Gardens

Thursday 28 May 2026

Grasp the nettle – and fear not the primeval soup

Though a failure when it comes to carrots, a disastrous lettuce farmer and inadequate with flowers… there are nettles aplenty

Anything can be soup. Which is not to say that everything should be. Raccoons, for example, and pewter are out of the running. As children, my sister and I loved “pretend cooking” – largely grass clippings let down with washing-up liquid, and yes, my branded line of recipes is coming to supermarkets any day now). I don’t believe in tinned soup or dried soup: my teens were fuelled by both, and look at me now. But I’ve rarely met a soup I haven’t loved. Sad? Soup. Hungry? Soup. Bored, heartbroken, too exhausted to move? Soup, soupy soup. Give me chilled and sweet (Hungarian cherry) or white and vinegary (Spanish almond) or DIY (Sichuan malatang; extra kelp please, hold the duck blood). If there is a world cuisine that excludes soup, I hope it keeps its perversions to itself.

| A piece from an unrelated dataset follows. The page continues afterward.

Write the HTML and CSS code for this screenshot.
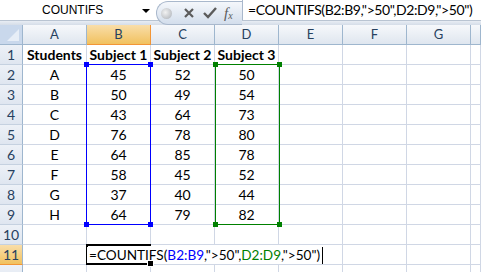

And unlike, say, French patisserie, soup is adaptable to any mood. Give me a knife and mood-appropriate music (First Ladies of Country – wistful; Sleater-Kinney – stand back) and I’ll feed you in half an hour.

The only question is: with what?

Last weekend, as I knelt in the soil of my allotment trying to save my three remaining spinach seedlings from a lethal combination of drought, hail, tumbling branches, rats, kestrels, voles, pigeons, molluscs and ring-necked parakeets, I looked over my shoulder and noticed a vegetable miracle. Beyond the edge of my furthest bed was a cloud of thigh-high plant life: tender, verdant, doubling in size almost as I watched. I’ve spread tons of manure; I have watered and titivated. Yet my allotment remains almost bare, other than for some bolted kale and a permanent patch of sorrel. Meanwhile, unnoticed, a succulent, unendangered, iron-rich crop has been going about its business.I may be a failure when it comes to carrots, a disastrous lettuce farmer and inadequate with flowers, but if you want nettles I’m your woman.

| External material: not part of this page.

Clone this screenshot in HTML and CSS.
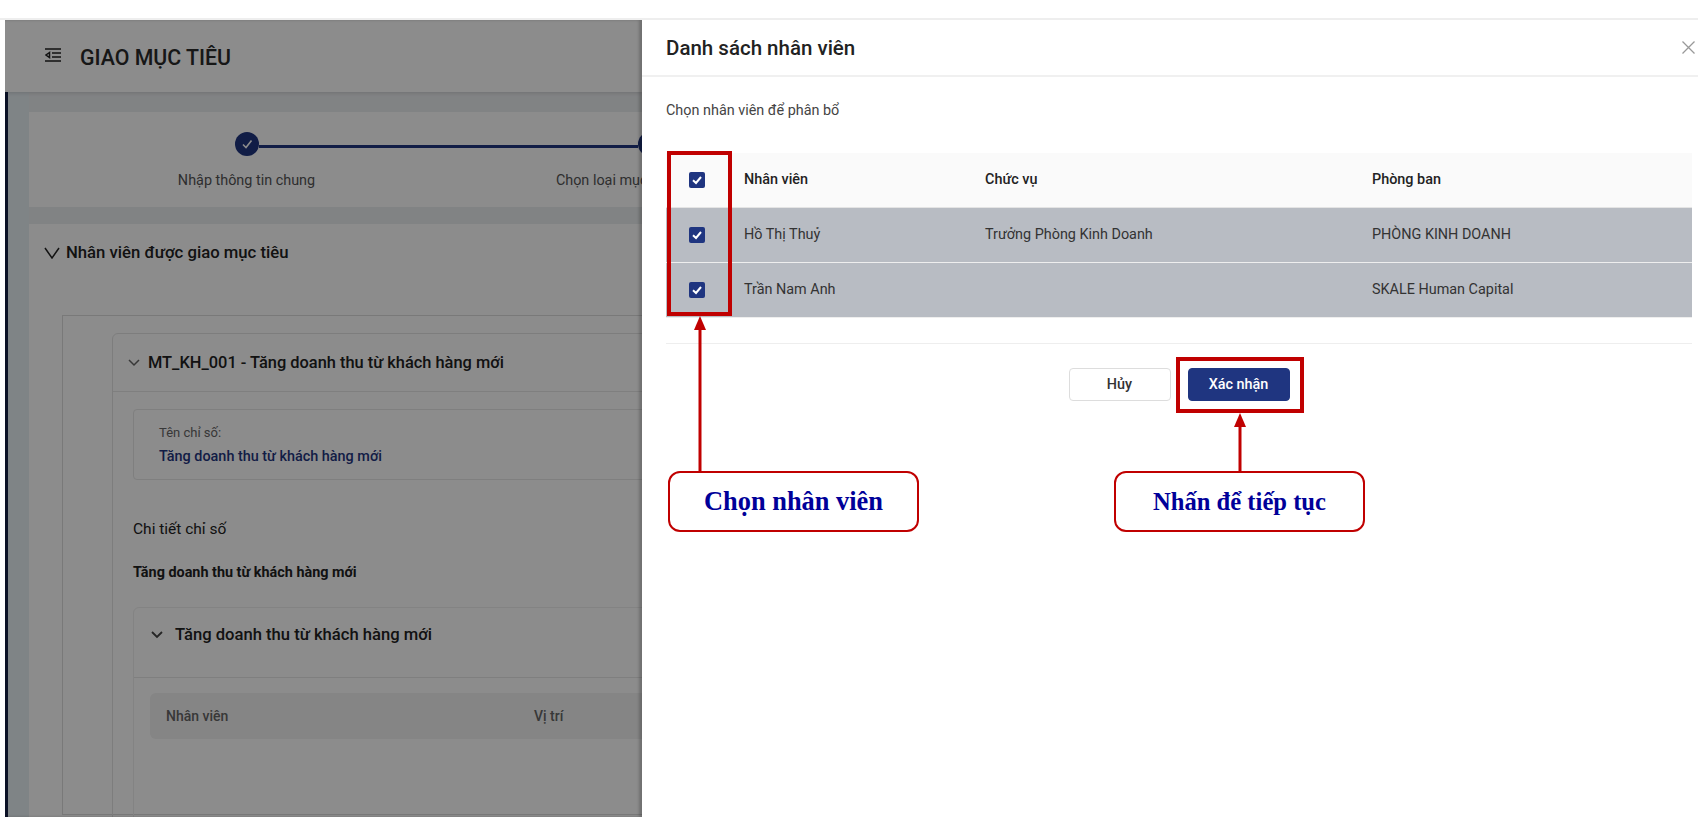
FILE: index.html
```html
<!DOCTYPE html>
<html lang="vi">
<head>
    <meta charset="UTF-8">
    <title>Giao mục tiêu</title>
    <link rel="stylesheet" href="styles.css">
</head>
<body>
    <div class="topbar"></div>
    <div class="screen">
        <div class="page">
            <header class="page-header">
                <svg class="menu-icon" viewBox="0 0 16 14" width="16" height="14">
                    <path d="M0 1h16M7 5h9M7 9h9M0 13h16M4.500 4.500 1 7l3.500 2.500z" fill="none" stroke="#222" stroke-width="1.500"/>
                </svg>
                <h1>GIAO MỤC TIÊU</h1>
            </header>
            <div class="rail">
                <div class="content">
                    <section class="steps">
                        <div class="step-track">
                            <span class="step-dot">
                                <svg viewBox="0 0 12 12" width="12" height="12"><path d="M2 6.500 5 9.500 10.500 2.500" fill="none" stroke="#fff" stroke-width="1.600"/></svg>
                            </span>
                            <span class="step-line"></span>
                            <span class="step-dot"></span>
                        </div>
                        <div class="step-labels">
                            <span>Nhập thông tin chung</span>
                            <span>Chọn loại mục tiêu và chỉ tiêu</span>
                        </div>
                    </section>

                    <section class="assign">
                        <h2 class="assign-title">
                            <svg viewBox="0 0 16 12" width="16" height="12"><path d="M1 1l7 10 7-10" fill="none" stroke="#222" stroke-width="1.500"/></svg>
                            Nhân viên được giao mục tiêu
                        </h2>
                        <div class="assign-box">
                            <div class="goal">
                                <h3 class="goal-head">
                                    <svg viewBox="0 0 12 8" width="12" height="8"><path d="M1 1l5 5 5-5" fill="none" stroke="#666" stroke-width="1.500"/></svg>
                                    MT_KH_001 - Tăng doanh thu từ khách hàng mới
                                </h3>
                                <div class="goal-body">
                                    <div class="metric-name">
                                        <div class="metric-label">Tên chỉ số:</div>
                                        <div class="metric-value">Tăng doanh thu từ khách hàng mới</div>
                                    </div>
                                    <div class="detail-title">Chi tiết chỉ số</div>
                                    <div class="detail-name">Tăng doanh thu từ khách hàng mới</div>
                                    <div class="detail-card">
                                        <h4 class="detail-head">
                                            <svg viewBox="0 0 12 8" width="12" height="8"><path d="M1 1l5 5 5-5" fill="none" stroke="#444" stroke-width="1.800"/></svg>
                                            Tăng doanh thu từ khách hàng mới
                                        </h4>
                                        <div class="detail-table-head">
                                            <span class="col-staff">Nhân viên</span>
                                            <span>Vị trí</span>
                                        </div>
                                    </div>
                                </div>
                            </div>
                        </div>
                    </section>
                </div>
            </div>
        </div>

        <aside class="drawer">
            <div class="drawer-head">
                <h2>Danh sách nhân viên</h2>
                <svg class="close-icon" viewBox="0 0 13 13" width="13" height="13"><path d="M.5.500l12 12M12.500.500l-12 12" fill="none" stroke="#999" stroke-width="1.300"/></svg>
            </div>
            <div class="drawer-body">
                <p class="hint">Chọn nhân viên để phân bổ</p>
                <table class="staff-table">
                    <thead>
                        <tr>
                            <th class="check-cell"><span class="checkbox"><svg viewBox="0 0 16 16" width="16" height="16"><path d="M4 8.300 7 11l5-6" fill="none" stroke="#fff" stroke-width="2"/></svg></span></th>
                            <th class="name-cell">Nhân viên</th>
                            <th class="role-cell">Chức vụ</th>
                            <th>Phòng ban</th>
                        </tr>
                    </thead>
                    <tbody>
                        <tr>
                            <td class="check-cell"><span class="checkbox"><svg viewBox="0 0 16 16" width="16" height="16"><path d="M4 8.300 7 11l5-6" fill="none" stroke="#fff" stroke-width="2"/></svg></span></td>
                            <td>Hồ Thị Thuỷ</td>
                            <td>Trưởng Phòng Kinh Doanh</td>
                            <td>PHÒNG KINH DOANH</td>
                        </tr>
                        <tr>
                            <td class="check-cell"><span class="checkbox"><svg viewBox="0 0 16 16" width="16" height="16"><path d="M4 8.300 7 11l5-6" fill="none" stroke="#fff" stroke-width="2"/></svg></span></td>
                            <td>Trần Nam Anh</td>
                            <td></td>
                            <td>SKALE Human Capital</td>
                        </tr>
                    </tbody>
                </table>
                <div class="drawer-actions">
                    <button class="btn btn-cancel">Hủy</button>
                    <button class="btn btn-ok">Xác nhận</button>
                </div>
            </div>
        </aside>
    </div>

    <!-- annotations drawn on top of the screenshot -->
    <div class="mark mark-check"></div>
    <svg class="arrow arrow-check" viewBox="0 0 14 155" width="14" height="155"><path d="M7 12v143" stroke="#c00000" stroke-width="3"/><path d="M7 0l6 14H1z" fill="#c00000"/></svg>
    <div class="callout callout-check">Chọn nhân viên</div>

    <div class="mark mark-ok"></div>
    <svg class="arrow arrow-ok" viewBox="0 0 14 58" width="14" height="58"><path d="M7 12v46" stroke="#c00000" stroke-width="3"/><path d="M7 0l6 14H1z" fill="#c00000"/></svg>
    <div class="callout callout-ok">Nhấn để tiếp tục</div>
</body>
</html>
```

FILE: styles.css
```css
* {
    box-sizing: border-box;
}

body {
    font-family: Roboto, Arial, sans-serif;
    font-size: 14.4px;
    color: #222;
    background: white;
    height: 817px;
    margin: 0;
    overflow: hidden;
    position: relative;
}

h1, h2, h3, h4, p {
    margin: 0;
}

.topbar {
    height: 20px;
    border-bottom: 2px solid #eee;
}

.screen {
    display: flex;
    height: 797px;
}

/* dimmed page behind the drawer */
.page {
    width: 638px;
    margin-left: 5px;
    position: relative;
    overflow: hidden;
    display: flex;
    flex-direction: column;
}

.page::after {
    content: "";
    position: absolute;
    inset: 0;
    background: rgba(0, 0, 0, 0.45);
    box-shadow: inset -3px 0 3px rgba(0, 0, 0, 0.2);
}

.page-header {
    height: 72px;
    flex: none;
    display: flex;
    align-items: center;
    gap: 19px;
    padding-left: 40px;
    background: white;
    box-shadow: 0 1px 4px rgba(0, 0, 0, 0.15);
    position: relative;
}

.menu-icon {
    margin-top: -3px;
}

.page-header h1 {
    font-size: 21.3px;
    font-weight: 500;
    color: #2a2a2a;
    padding-top: 2px;
}

.rail {
    flex: 1;
    border-left: 3px solid #142046;
    padding-left: 21px;
    background: #e8f0f4;
}

.content {
    width: 1100px;
    height: 100%;
    background: #eceef1;
    padding-top: 20px;
}

.steps {
    height: 95px;
    background: white;
    padding-top: 20px;
}

.step-track {
    display: flex;
    padding-left: 206px;
}

.step-dot {
    width: 24px;
    height: 24px;
    border-radius: 50%;
    background: #1f3580;
    display: flex;
    align-items: center;
    justify-content: center;
    flex: none;
}

.step-line {
    width: 379px;
    height: 3px;
    margin-top: 13px;
    background: #1f3580;
}

.step-labels {
    display: flex;
    margin-top: 16px;
    padding-left: 16px;
    color: #555;
}

.step-labels span {
    width: 403px;
    text-align: center;
}

.assign {
    margin-top: 17px;
    height: 600px;
    background: white;
    padding: 19px 0 0 15px;
}

.assign-title {
    display: flex;
    align-items: center;
    gap: 6px;
    font-size: 16.7px;
    font-weight: 500;
    line-height: 20px;
}

.assign-box {
    margin: 52px 0 0 18px;
    height: 500px;
    border: 1px solid #ddd;
    padding: 17px 0 0 49px;
}

.goal {
    border: 1px solid #e4e4e4;
    border-radius: 6px;
    height: 500px;
}

.goal-head {
    height: 58px;
    display: flex;
    align-items: center;
    gap: 8px;
    padding-left: 15px;
    font-size: 16.4px;
    font-weight: 500;
    border-bottom: 1px solid #e8e8e8;
}

.goal-body {
    padding: 17px 0 0 20px;
}

.metric-name {
    height: 71px;
    border: 1px solid #e8e8e8;
    border-radius: 4px;
    padding: 14px 0 0 25px;
}

.metric-label {
    font-size: 13px;
    line-height: 18px;
    color: #666;
}

.metric-value {
    margin-top: 5px;
    font-weight: 500;
    line-height: 20px;
    color: #1f3580;
}

.detail-title {
    margin-top: 39px;
    line-height: 20px;
    font-size: 15.500px;
}

.detail-name {
    margin-top: 24px;
    line-height: 20px;
    font-weight: 700;
}

.detail-card {
    margin-top: 24px;
    height: 300px;
    border-radius: 6px;
    border: 1px solid #efefef;
}

.detail-head {
    height: 70px;
    display: flex;
    align-items: center;
    gap: 12px;
    padding: 0 0 16px 17px;
    font-size: 16.600px;
    font-weight: 500;
    border-bottom: 1px solid #e8e8e8;
}

.detail-table-head {
    margin: 15px 0 0 16px;
    height: 46px;
    display: flex;
    align-items: center;
    border-radius: 6px;
    background: #f2f2f2;
    color: #666;
    font-weight: 500;
    font-size: 14px;
}

.col-staff {
    width: 384px;
    padding-left: 16px;
}

/* drawer */
.drawer {
    flex: 1;
    background: white;
}

.drawer-head {
    height: 57px;
    display: flex;
    align-items: center;
    justify-content: space-between;
    padding: 0 3px 0 24px;
    border-bottom: 2px solid #f0f0f0;
}

.drawer-head h2 {
    font-size: 20.500px;
    font-weight: 500;
    color: #222;
}

.close-icon {
    flex: none;
}

.drawer-body {
    padding: 24px 6px 0 24px;
}

.hint {
    line-height: 20px;
    color: #444;
}

.staff-table {
    width: 1026px;
    margin-top: 32px;
    border-collapse: collapse;
    table-layout: fixed;
}

.staff-table th,
.staff-table td {
    padding: 0;
    text-align: left;
    vertical-align: middle;
}

.staff-table th {
    height: 54px;
    background: #fafafa;
    font-weight: 500;
    color: #222;
    border-bottom: 1px solid #e4e4e4;
}

.staff-table td {
    height: 55px;
    background: #b8bcc3;
    color: #333;
    border-bottom: 1px solid #eee;
}

.staff-table .check-cell {
    width: 78px;
    padding-left: 23px;
}

.name-cell {
    width: 241px;
}

.role-cell {
    width: 387px;
}

.checkbox {
    display: block;
    width: 16px;
    height: 16px;
    border-radius: 2px;
    background: #1f3580;
}

.checkbox svg {
    display: block;
}

.drawer-actions {
    margin-top: 25px;
    padding-top: 24px;
    border-top: 1px solid #eee;
    display: flex;
    justify-content: center;
    gap: 17px;
}

.btn {
    width: 102px;
    height: 33px;
    border-radius: 4px;
    font-family: inherit;
    font-size: 14.4px;
    font-weight: 500;
    cursor: pointer;
}

.btn-cancel {
    background: white;
    border: 1px solid #ddd;
    color: #333;
}

.btn-ok {
    background: #1f3580;
    border: 1px solid #1f3580;
    color: white;
}

/* annotations */
.mark {
    position: absolute;
    border: 4px solid #c00000;
}

.mark-check {
    left: 667px;
    top: 151px;
    width: 65px;
    height: 165px;
}

.mark-ok {
    left: 1176px;
    top: 357px;
    width: 128px;
    height: 56px;
}

.arrow {
    position: absolute;
}

.arrow-check {
    left: 693px;
    top: 316px;
}

.arrow-ok {
    left: 1233px;
    top: 413px;
}

.callout {
    position: absolute;
    top: 471px;
    width: 251px;
    height: 61px;
    border: 2px solid #c00000;
    border-radius: 12px;
    background: white;
    display: flex;
    align-items: center;
    justify-content: center;
    font-family: "Liberation Serif", "Times New Roman", serif;
    font-weight: 700;
    color: #000099;
}

.callout-check {
    left: 668px;
    font-size: 26.400px;
}

.callout-ok {
    left: 1114px;
    font-size: 24.600px;
}
```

It’s impossible to spend as much time reading recipes as I do without accidentally learning how to make nettle soup. Dimly, I recalled that, once you’d chucked in potato, water, alliums and maybe nutmeg, you had a virtually free, family-sized pot of nourishing deliciousness. How long could it take?

Obviously, I had gloves in my bag. Strangely, they didn’t work from inside the bag, but wasn’t that part of the fun? No bold adventurer remains unscarred. The patch seemed limitless; I could shun old, stringy leaves and take only the tips. Pinch – ow! – repeat; plus sorrel, wild garlic and a couple of cleavers for luck. Soon I had a full carrier bag.

By the time I’d walked home, I was ready to eat my harvest raw. Washing nettle tops in a kitchen sink isn’t easy, but my fingers were already stung beyond feeling. Blanching? OK, if I must, during the standard 95 minutes needed to soften the onion. And, fine, so none of the authors I consulted were thinking of my vegan girlfriend, with their milk, butter and chicken stock. But this isn’t my first rodeo. Sling in some oat milk, a sprinkling of Marigold powder and a tin of butter beans for body and we’d be grand. Then I’d use my stick blender, and…

Within seconds, the puny blade was choked with nettle fibres. Once, in childhood, I tried cutting an entire lawn with scissors. That was quicker. But, eventually, we were down to a purée. And that’s how I made an interesting discovery: unless you like prickly soup, fibres plus histamines is a combination best avoided. My family, at whom I’d hyped nettle soup like a corrupt TV evangelist, realised after one polite taste that they weren’t hungry after all. And I’d remembered something important: I still have three spinach plants. Give me a couple of months, and it’ll be dinner time.